If you want to be an anomaly, you have to start acting like one…


So, let’s start with the understanding of anomaly.

An anomaly is something that deviates from what is standard, normal, or expected. We often have to check for anomalies while doing data analysis.

The main goal of Anomaly Detection analysis is to identify the observations that do not adhere to general patterns considered as normal behavior.

Anomaly detection is often applied on unlabeled data which is known as unsupervised anomaly detection.

Assumptions of Anomaly detection

  • Anomalies only occur very rarely in the data.
  • Their features differ from the normal instances significantly.

Directions of anomaly detection

  • Outlier detection: The outlier is the observation that differs from other data points in the training dataset.
  • Novelty detection: The training data is not polluted by outliers and we are interested in detecting whether a new observation is an outlier.

Reasons for the Outliers

  • data errors (measurement inaccuracies, rounding, incorrect writing, etc.)
  • noise data points
  • hidden patterns in the dataset (fraud or attack requests)

So outlier processing depends on the nature of the data and the domain. Noise data points should be filtered (noise removal); data errors should be corrected.

Business use cases of Anomaly Detection

  • Intrusion Detection Systems (IDS)
  • The Credit Card Fraud Detection Systems (CCFDS)
  • Fault Detection
  • Event Detection in Sensor Networks
  • System Health Monitoring

Univariate vs Multivariate Anomaly Detection

  • Multivariate analysis will consider a host of factors.

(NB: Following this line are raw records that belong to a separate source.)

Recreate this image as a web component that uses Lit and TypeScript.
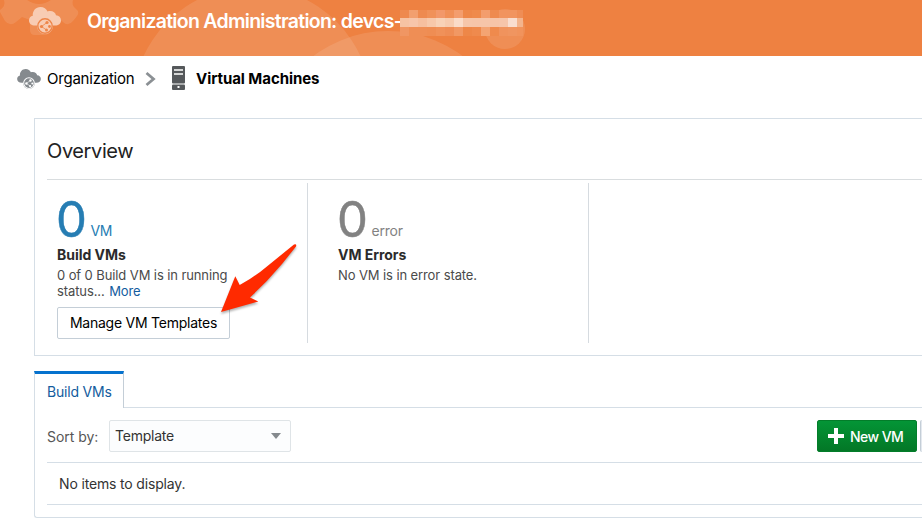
import { LitElement, html, css } from "lit";
import { customElement, property } from "lit/decorators.js";

@customElement("cloud-icon")
class CloudIcon extends LitElement {
  static styles = css`
    :host { display: block; }
    svg { display: block; width: 100%; height: 100%; }
    .fill { fill: var(--cloud); }
    .disc { fill: var(--cloud); stroke: var(--mark); stroke-width: 1.4; }
    .line { fill: none; stroke: var(--mark); stroke-width: .8; }
    .dot { fill: var(--mark); }
  `;
  render() {
    return html`<svg viewBox="0 0 32 27">
      <path class="fill" d="M6 18.500C2.500 18.500 0 16.500 0 13.500C0 10.800 1.500 9.300 3.800 8.800C3.300 4 6.700 0 11.500 0C14.800 0 17.500 1.800 18.500 4.500C22.500 3 26.500 5 27 8.300C30 8.500 32 10.500 32 13.500C32 16.500 29.500 18.500 26 18.500Z"/>
      <circle class="fill" cx="16" cy="19" r="8"/>
      <circle class="disc" cx="16" cy="19" r="7.200"/>
      <path class="line" d="M12.500 19.500L18 15.500M12.500 19.500L17.500 23"/>
      <circle class="dot" cx="12.500" cy="19.500" r="1.600"/><circle class="dot" cx="18" cy="15.500" r="1.600"/>
      <circle class="dot" cx="17.500" cy="23" r="1.500"/><circle class="dot" cx="20.500" cy="19.500" r="1.400"/>
    </svg>`;
  }
}

const MASK = [
  ["#ee894f", "#f29f6f", "#ee8a50", "#f09159", "#f2986a", "#f09058", "#f39d6e", "#ee8749", "#ef8a4c", "#f39d6d", "#ee8a4f", "#f1945f", "#f1945f", "#ef8d55"],
  ["#f6c3a4", "#f7c5aa", "#f6bf9f", "#f7c8aa", "#f8d2b7", "#f7cbae", "#fadbc8", "#f6c6aa", "#f6c5a9", "#f6c5a9", "#f6c4a8", "#f6c5aa", "#f9ded0", "#f3b48d"],
  ["#f09663", "#ef8e55", "#ef8e55", "#ef8d53", "#f09159", "#ef8d55", "#f19864", "#ee8748", "#ef8a4d", "#f4a473", "#ef8a4d", "#f0935d", "#f09560", "#f1935c"],
];

@customElement("stat-tile")
class StatTile extends LitElement {
  @property() unit = "";
  @property() heading = "";
  static styles = css`
    :host { box-sizing: border-box; display: block; width: 281px; height: 160px; border-right: 1px solid #d6dbe0; }
    .figure { display: flex; align-items: baseline; height: 65px; color: var(--tone); }
    .zero { font-size: 49px; line-height: 72px; width: 33.500px; margin-left: -1px; -webkit-text-stroke: .5px; position: relative; top: 1px; }
    .unit { font-size: 14px; margin-left: 1px; letter-spacing: var(--unit-spacing, -.4px); }
    .heading { font-size: 14px; font-weight: 700; line-height: 17px; color: #2b2b2b; letter-spacing: -.04px; height: 19px; margin-top: -2px; }
    .body { font-size: 13px; line-height: 16px; color: #4a4a4a; margin-top: 2px; letter-spacing: -.1px; }
  `;
  render() {
    return html`<div class="figure"><span class="zero">0</span><span class="unit">${this.unit}</span></div>
      <div class="heading">${this.heading}</div>
      <div class="body"><slot></slot></div>`;
  }
}

@customElement("app-root")
class AppRoot extends LitElement {
  static styles = css`
    :host { display: block; position: relative; width: 922px; height: 523px; overflow: hidden; background: #fff; color: #000; font-family: Inter, "Liberation Sans", sans-serif; white-space: nowrap; }
    * { box-sizing: border-box; }
    header { position: relative; display: flex; height: 56px; background: #ee8141; }
    .backdrop { position: absolute; inset: 0; }
    .backdrop .shape { fill: #fff; fill-opacity: .11; }
    .brand { position: relative; width: 32px; height: 27px; margin: 7px 0 0 29px; --cloud: #f8ccb3; --mark: #ee8548; }
    .title { position: relative; margin: 10px 0 0 26px; font-size: 19.500px; line-height: 23px; font-weight: 600; color: #fff; letter-spacing: -.72px; width: 313px; }
    .mask { position: relative; display: grid; grid-template-columns: repeat(13, 9px) 6px; grid-template-rows: 8px 9px 9px; height: 26px; margin-top: 10px; }
    .crumbs { display: flex; align-items: center; height: 45px; font-size: 15px; }
    .crumb-cloud { width: 24px; height: 20px; margin-left: 17px; --cloud: #858a8e; --mark: #fff; }
    .crumb { margin-left: 6px; width: 87px; letter-spacing: -.22px; }
    .chev { margin-left: 11px; }
    .server { margin: -2px 0 0 16px; }
    .current { margin-left: 11px; font-weight: 700; letter-spacing: -.06px; }
    .overview { margin: 17px 0 0 34px; height: 238px; border: 1px solid #d5dee6; border-right: 0; padding: 17px 0 0 12px; }
    h2 { font-size: 20px; line-height: 30px; font-weight: 400; margin: 0; color: #222; height: 43px; letter-spacing: -.4px; }
    .tiles { display: flex; border-top: 1px solid #d9dddf; padding-top: 3px; }
    .tiles stat-tile { padding-left: 30px; }
    .tiles .first { width: 261px; padding-left: 10px; --tone: #267db3; }
    .tiles .second { --tone: #828282; --unit-spacing: -.2px; }
    .link { color: #145c9e; margin-left: 1px; }
    .manage { display: flex; align-items: center; justify-content: center; width: 173px; height: 32px; margin-top: 8px; border: 1px solid #c4ced7; border-radius: 2px; font-size: 14px; color: #000; background: #fff; letter-spacing: -.24px; }
    .tabs { display: flex; margin: 15px 0 0 34px; height: 37px; }
    .tab { width: 90px; border-top: 3px solid #0572ce; border-left: 1px solid #d5dee6; border-right: 1px solid #c4ced7; padding-left: 12px; font-size: 14px; line-height: 36px; color: #145c9e; letter-spacing: -.2px; }
    .rest { flex: 1; border-bottom: 1px solid #d5dee6; }
    .panel { margin-left: 34px; height: 110px; border: 1px solid #d5dee6; border-width: 0 0 1px 1px; border-radius: 0 0 0 3px; padding: 12px 0 0 12px; }
    .bar { display: flex; height: 42px; }
    .sort { width: 62px; font-size: 14px; line-height: 33px; color: #565656; letter-spacing: -.05px; }
    .select { display: flex; align-items: center; justify-content: space-between; width: 182px; height: 32px; padding: 0 9px 0 5px; border: 1px solid #dfe4e7; border-radius: 2px; background: #fcfdfe; color: #333; font-size: 14px; letter-spacing: -.24px; }
    .select span { padding-bottom: 2px; }
    .grow { flex: 1; }
    .new { display: flex; align-items: center; width: 100px; height: 32px; padding-left: 10px; gap: 6px; border-radius: 2px; background: linear-gradient(#049536, #037726); border: 1px solid #037d2a; color: #fff; font-size: 14px; font-weight: 500; letter-spacing: -.55px; }
    .sliver { width: 2px; height: 32px; margin-left: 3px; background: #e4e9ef; border-left: 1px solid #c4ced7; border-radius: 2px 0 0 2px; }
    .empty { height: 43px; border: 1px solid #d5dee6; border-width: 1px 0; padding-left: 12px; font-size: 14px; line-height: 42px; color: #333; letter-spacing: -.16px; }
    .arrow { position: absolute; left: 215px; top: 236px; filter: drop-shadow(0 2px 1px rgba(0,0,0,.3)); }
  `;
  render() {
    return html`
      <header>
        <svg class="backdrop" width="922" height="56">
          <circle class="shape" cx="252" cy="106" r="119.400"/>
          <circle class="shape" cx="388" cy="154.500" r="123.500"/>
          <circle class="shape" cx="505" cy="29" r="20"/>
          <path class="shape" d="M0 12L5 21Q10 27 16 22L22 17L30 20V30Q30 35 35 35H44Q50 35 50 29V20L57 17L63 22Q68 27 73 21L77 16Q80 12 76 9Q71 5 73 0H51Q39 8 27 0H4Q6 6 0 10Z"/>
        </svg>
        <cloud-icon class="brand"></cloud-icon>
        <div class="title">Organization Administration: devcs-</div>
        <div class="mask">${MASK.flat().map((c) => html`<span style="background:${c}"></span>`)}</div>
      </header>
      <nav class="crumbs">
        <cloud-icon class="crumb-cloud"></cloud-icon>
        <span class="crumb">Organization</span>
        <svg class="chev" width="11" height="16"><path d="M1.500 2L8.500 8L1.500 14" fill="none" stroke="#8b9094" stroke-width="2.800"/></svg>
        <svg class="server" width="13" height="24"><rect width="13" height="17.500" rx="1" fill="#55585b"/><path d="M2 4H11M2 8H11" stroke="#fff" stroke-width="1.400"/><rect y="18.500" width="13" height="5.500" rx="1" fill="#55585b"/><rect x="5.500" y="20" width="2" height="2" fill="#fff"/></svg>
        <span class="current">Virtual Machines</span>
      </nav>
      <section class="overview">
        <h2>Overview</h2>
        <div class="tiles">
          <stat-tile class="first" unit="VM" heading="Build VMs">0 of 0 Build VM is in running<br>status... <span class="link">More</span>
            <div class="manage">Manage VM Templates</div></stat-tile>
          <stat-tile class="second" unit="error" heading="VM Errors">No VM is in error state.</stat-tile>
        </div>
      </section>
      <div class="tabs"><div class="tab">Build VMs</div><div class="rest"></div></div>
      <section class="panel">
        <div class="bar">
          <span class="sort">Sort by:</span>
          <div class="select"><span>Template</span><svg width="10" height="6"><path d="M0 0H10L5 6Z" fill="#858a8e"/></svg></div>
          <span class="grow"></span>
          <div class="new"><svg width="16" height="16"><path d="M8 0V16M0 8H16" stroke="#fff" stroke-width="4"/></svg><span>New VM</span></div>
          <span class="sliver"></span>
        </div>
        <div class="empty">No items to display.</div>
      </section>
      <svg class="arrow" width="90" height="85"><path d="M79 8.500Q82 7.500 81 10.500L67 28Q52 46 35 61.500L43.300 65.500L6 76L20.300 40.300L24.700 49Q40 41 55 28Z" fill="#ff2a00"/></svg>
    `;
  }
}
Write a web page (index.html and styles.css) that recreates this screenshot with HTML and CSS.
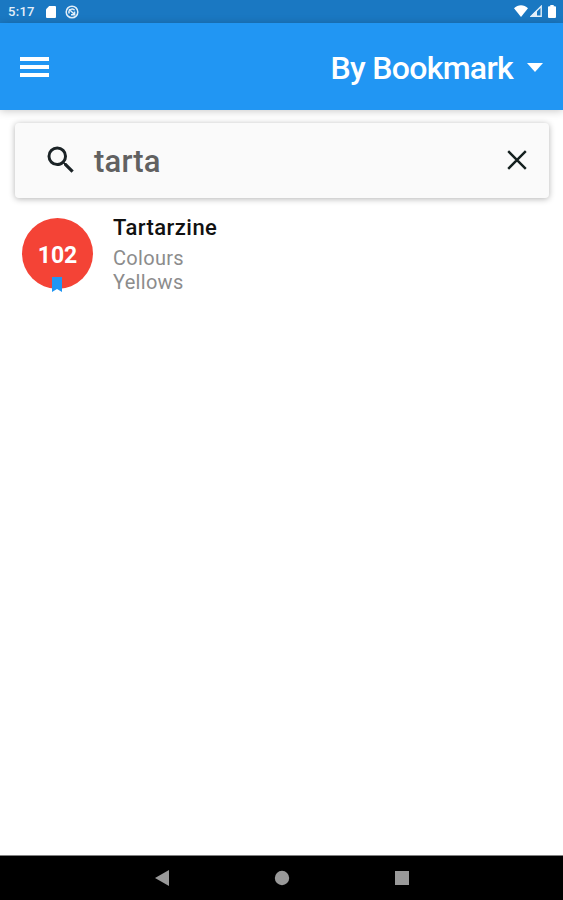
FILE: index.html
```html
<!DOCTYPE html>
<html lang="en">
<head>
  <meta charset="UTF-8">
  <meta name="viewport" content="width=device-width, initial-scale=1.0">
  <title>By Bookmark</title>
  <link rel="stylesheet" href="styles.css">
</head>
<body>
  <div class="status-bar">
    <span class="clock">5:17</span>
    <svg class="sd-icon" viewBox="0 0 10 12"><path d="M3.2 0H9a1 1 0 0 1 1 1v10a1 1 0 0 1-1 1H1a1 1 0 0 1-1-1V3.2z" fill="#fff"/></svg>
    <svg class="sync-icon" viewBox="0 0 14 14" fill="none" stroke="#e3eff9"><circle cx="7" cy="7" r="5.8" stroke-width="1.5"/><path d="M4.2 8.5A3.2 3.2 0 0 1 9.6 5.2M4 4.2l6.2 5.8M6 9.8h3.6V6.5" stroke-width="1.4"/></svg>
    <div class="status-right">
      <svg class="wifi-icon" viewBox="0 0 14 12"><path d="M0 3.2C4-.8 10-.8 14 3.2L7 12z" fill="#fff"/></svg>
      <svg class="signal-icon" viewBox="0 0 12 12"><path d="M1.2 11.3L11.2 1.3v10z" fill="none" stroke="#e3eff9" stroke-width="1.4"/><path d="M0 12l7-7v7z" fill="#e3eff9"/></svg>
      <svg class="battery-icon" viewBox="0 0 8 13"><path d="M2.3 0h3.4v1.3H7a1 1 0 0 1 1 1V12a1 1 0 0 1-1 1H1a1 1 0 0 1-1-1V2.3a1 1 0 0 1 1-1h1.3z" fill="#fff"/></svg>
    </div>
  </div>

  <div class="app-bar">
    <svg class="menu-icon" viewBox="0 0 29 20"><path d="M0 0h29v4H0zM0 8h29v4H0zM0 16h29v4H0z" fill="#fff"/></svg>
    <h1>By Bookmark</h1>
    <svg class="arrow-icon" viewBox="0 0 16 9"><path d="M0 0h16L8 9z" fill="#fff"/></svg>
  </div>

  <div class="content">
    <div class="search-card">
      <svg class="search-icon" viewBox="0 0 24 24"><path d="M15.5 14h-.79l-.28-.27A6.471 6.471 0 0 0 16 9.5 6.5 6.5 0 1 0 9.5 16c1.61 0 3.09-.59 4.23-1.57l.27.28v.79l5 4.99L20.49 19l-4.99-5zm-6 0C7.01 14 5 11.99 5 9.5S7.01 5 9.5 5 14 7.01 14 9.5 11.99 14 9.5 14z" fill="#1b2326"/></svg>
      <span class="search-text">tarta</span>
      <svg class="close-icon" viewBox="0 0 20 20"><path d="M1.2 1.2l17.6 17.6M18.8 1.2L1.2 18.8" stroke="#14201f" stroke-width="2.4"/></svg>
    </div>

    <div class="item">
      <div class="avatar">
        <span>102</span>
        <svg class="bookmark-icon" viewBox="0 0 10 15"><path d="M0 0h10v15l-5-3-5 3z" fill="#2196f3"/></svg>
      </div>
      <div class="details">
        <div class="name">Tartarzine</div>
        <div class="sub">Colours</div>
        <div class="sub">Yellows</div>
      </div>
    </div>
  </div>

  <div class="nav-bar">
    <svg class="nav-icon" viewBox="0 0 16 16"><path d="M15 0v16L1 8z" fill="#999"/></svg>
    <svg class="nav-icon" viewBox="0 0 16 16"><circle cx="8" cy="8" r="7.2" fill="#999"/></svg>
    <svg class="nav-icon" viewBox="0 0 16 16"><path d="M1 1h14v14H1z" fill="#999"/></svg>
  </div>
</body>
</html>
```
FILE: styles.css
```css
body {
  font-family: Roboto, sans-serif;
  margin: 0;
  height: 900px;
  display: flex;
  flex-direction: column;
  background-color: #fff;
  overflow: hidden;
}

svg {
  display: block;
  flex: none;
}

.status-bar {
  height: 23px;
  display: flex;
  align-items: center;
  padding: 0 7px 0 8px;
  box-sizing: border-box;
  background-color: #1a78c2;
  color: #e3eff9;
}

.clock {
  width: 38px;
  font-size: 13px;
  font-weight: 500;
  letter-spacing: 0.3px;
  line-height: 23px;
}

.sd-icon {
  width: 10px;
  height: 12px;
}

.sync-icon {
  width: 14px;
  height: 14px;
  margin-left: 9px;
}

.status-right {
  display: flex;
  margin-left: auto;
}

.wifi-icon {
  width: 14px;
  height: 12px;
}

.signal-icon {
  width: 12px;
  height: 12px;
  margin: 0 6px 0 2px;
}

.battery-icon {
  width: 8px;
  height: 13px;
}

.app-bar {
  position: relative;
  height: 87px;
  display: flex;
  align-items: center;
  box-sizing: border-box;
  padding: 2px 20px 0;
  background-color: #2196f3;
  color: #fff;
  box-shadow: 0 1px 8px rgba(0, 0, 0, 0.22);
}

.menu-icon {
  width: 29px;
  height: 20px;
  margin-bottom: 1px;
}

.app-bar h1 {
  margin: 0 14px 0 auto;
  font-size: 32px;
  font-weight: 500;
  letter-spacing: -0.7px;
  line-height: 40px;
  padding-top: 1px;
}

.arrow-icon {
  width: 16px;
  height: 9px;
  margin-bottom: 1px;
}

.content {
  flex: 1;
  padding: 13px 14px 0 15px;
}

.search-card {
  height: 75px;
  display: flex;
  align-items: center;
  box-sizing: border-box;
  padding: 0 22px 1px 28px;
  background-color: #fafafa;
  border-radius: 4px;
  box-shadow: 0 1px 6px rgba(0, 0, 0, 0.3);
}

.search-icon {
  width: 36px;
  height: 36px;
}

.search-text {
  margin-left: 15px;
  padding-top: 3px;
  font-size: 31px;
  font-weight: 500;
  letter-spacing: 0.2px;
  line-height: 40px;
  color: #616161;
}

.close-icon {
  width: 20px;
  height: 20px;
  margin-left: auto;
}

.item {
  display: flex;
  padding: 16px 0 0 6px;
}

.avatar {
  position: relative;
  width: 71px;
  height: 71px;
  margin: 4px 0 0 1px;
  border-radius: 50%;
  background-color: #f44336;
  color: #fff;
  font-size: 23px;
  font-weight: 700;
  line-height: 75px;
  text-align: center;
}

.bookmark-icon {
  position: absolute;
  left: 30px;
  bottom: -3px;
  width: 10px;
  height: 15px;
}

.details {
  margin-left: 20px;
}

.name {
  font-size: 22px;
  font-weight: 500;
  letter-spacing: 0.45px;
  line-height: 28px;
  margin-bottom: 4px;
  color: #111;
}

.sub {
  font-size: 20px;
  letter-spacing: 0.3px;
  line-height: 24px;
  color: #8c8c8c;
}

.nav-bar {
  height: 45px;
  display: flex;
  align-items: center;
  justify-content: center;
  gap: 104px;
  box-sizing: border-box;
  border-top: 1px solid #808080;
  background-color: #000;
}

.nav-icon {
  width: 16px;
  height: 16px;
}
```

Most of the analysis that we end up doing is multivariate due to the complexity of the world we are living in. In multivariate anomaly detection, an outlier is a combined unusual score on at least two variables.

ML Algorithms for Anomaly Detection

Isolation Forest

  • The isolation Forests method is based on the random implementation of the Decision Trees and other results ensemble.
  • Each Decision Tree is built until the training dataset is exhausted.
  • A random feature and a random splitting are selected to build the new branch in the Decision Tree.
  • The algorithm separates normal points from outliers by the mean value of the depths of the Decision Tree leaves.
  • Random partitioning produces noticeably shorter paths for anomalies. Hence, when a forest of random trees collectively produces shorter path lengths for particular samples, they are highly likely to be anomalies.

Local Outlier Factor

What is the Local Outlier Factor (LOF)?

  • LOF is an unsupervised (well, semi-supervised) machine learning algorithm that uses the density of data points in the distribution as a key factor to detect outliers.
  • LOF compares the density of any given data point to the density of its neighbors.
  • This algorithm computes a score (called local outlier factor) which reflects the degree of abnormality of the observations.
  • Since outliers come from low-density areas, the ratio will be higher for anomalous data points.
  • As a rule of thumb, a normal data point has a LOF between 1 and 1.5 whereas anomalous observations will have a much higher LOF.
  • The higher the LOF the more likely it is an outlier.

That’s all about this article. Give a clap and comment your thoughts if you enjoyed this article.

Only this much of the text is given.